Intel had big plans for its Intel Media division. But those big plans have not panned out; the entire project is being sold to Verizon. Here’s why that’s very bad news for everybody except TV providers.
Intel’s set-top box was designed to be revolutionary. The idea was that it’d put all the television content on the Internet in one place, organizing it simply and easily and making cord-cutting a possibility for the masses. Essentially, instead of having to stream one season from Netflix, buy another from Amazon Instant Video, and then see the five episodes Hulu was allowed to post, you’d have it all in one place, easy to watch, easy to buy.
The idea was that you got a subscription and that subscription was tied to your tastes. You wanted nothing but sports? By God, you could make that happen. You wanted your TV to be nothing but Chuck Lorre shows? There’s a Nausea channel just for you. And now, that’s dead.
The Crushing Reality
Intel’s press release claims this will “accelerate the availability of next-generation video services”, but the reality is that this will do just the opposite. The simple fact of the matter is that cable providers, like Verizon, hate and fear any technology that might allow people to, you know, actually consume television in the manner of their choosing, without having to pay for crap they don’t want. And the people who sell them video content loathe that idea even more.

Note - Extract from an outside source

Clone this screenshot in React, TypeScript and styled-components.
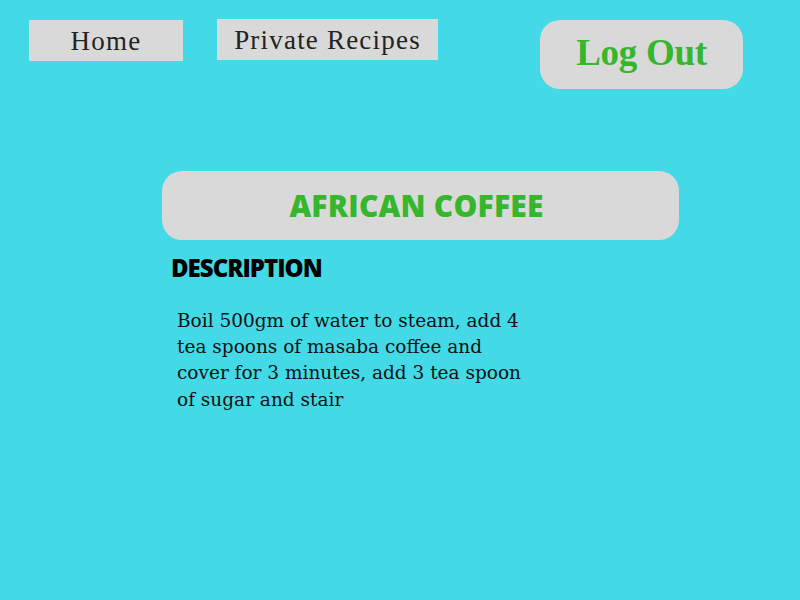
import React from "react";
import styled, { createGlobalStyle } from "styled-components";

const Global = createGlobalStyle`
  html, body { margin: 0; padding: 0; background: #43d9e6; }
  body { width: 800px; height: 600px; overflow: hidden; }
`;

const Page = styled.div`
  width: 800px;
  height: 600px;
  background: #43d9e6;
  display: flex;
  flex-direction: column;
`;

const NavBar = styled.nav`
  display: flex;
  align-items: flex-start;
  padding: 19px 57px 0 29px;
`;

const NavLink = styled.a<{ $w: number; $top: number }>`
  box-sizing: border-box;
  width: ${(p) => p.$w}px;
  height: 41px;
  margin-top: ${(p) => p.$top}px;
  background: #d9d9d9;
  color: #222;
  font-family: "Liberation Serif", serif;
  font-size: 27px;
  letter-spacing: 1.2px;
  line-height: 27px;
  padding-top: 8px;
  text-align: center;
  text-decoration: none;
  & + & { margin-left: 34px; }
`;

const LogOut = styled.button`
  margin-left: auto;
  margin-top: 1px;
  width: 203px;
  height: 69px;
  border: none;
  border-radius: 20px;
  background: #d9d9d9;
  color: #36b62c;
  font-family: "Liberation Serif", serif;
  font-weight: 700;
  font-size: 37px;
  letter-spacing: -0.3px;
  padding: 0 0 4px;
`;

const Main = styled.main`
  margin: 82px 0 0 162px;
  width: 517px;
  display: flex;
  flex-direction: column;
`;

const TitleCard = styled.div`
  height: 69px;
  border-radius: 20px;
  background: #d9d9d9;
  display: flex;
  align-items: center;
  justify-content: center;
  padding-right: 8px;
`;

const Title = styled.h1`
  margin: 0;
  color: #36b62c;
  font-family: "Open Sans", sans-serif;
  font-weight: 800;
  font-size: 30px;
  letter-spacing: 0.2px;
`;

const SectionHeading = styled.h2`
  margin: 13px 0 0 9px;
  color: #000;
  font-family: "Open Sans", sans-serif;
  font-weight: 800;
  font-size: 24px;
  letter-spacing: -1px;
  line-height: 30px;
`;

const Description = styled.p`
  margin: 25px 0 0 15px;
  width: 350px;
  color: #111;
  font-family: "DejaVu Serif", serif;
  font-size: 18.5px;
  line-height: 26.2px;
`;

export default function App() {
  return (
    <Page>
      <Global />
      <NavBar>
        <NavLink href="#" $w={154} $top={1}>Home</NavLink>
        <NavLink href="#" $w={221} $top={0}>Private Recipes</NavLink>
        <LogOut>Log Out</LogOut>
      </NavBar>
      <Main>
        <TitleCard>
          <Title>AFRICAN COFFEE</Title>
        </TitleCard>
        <SectionHeading>DESCRIPTION</SectionHeading>
        <Description>
          Boil 500gm of water to steam, add 4 tea spoons of masaba coffee and
          cover for 3 minutes, add 3 tea spoon of sugar and stair
        </Description>
      </Main>
    </Page>
  );
}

It’s likely you’ll see a form of this technology incorporated into Verizon FiOS, or possibly sold to non-FiOS customers, but the simple fact of the matter is that Verizon probably bought this technology to cripple it.
It’s true that you’ll still have the option to cut the cord, and the increasing reach of services such as Aereo are going to start squeezing cable companies more and more. But for now, expect the status quo to stay the same when it comes to television.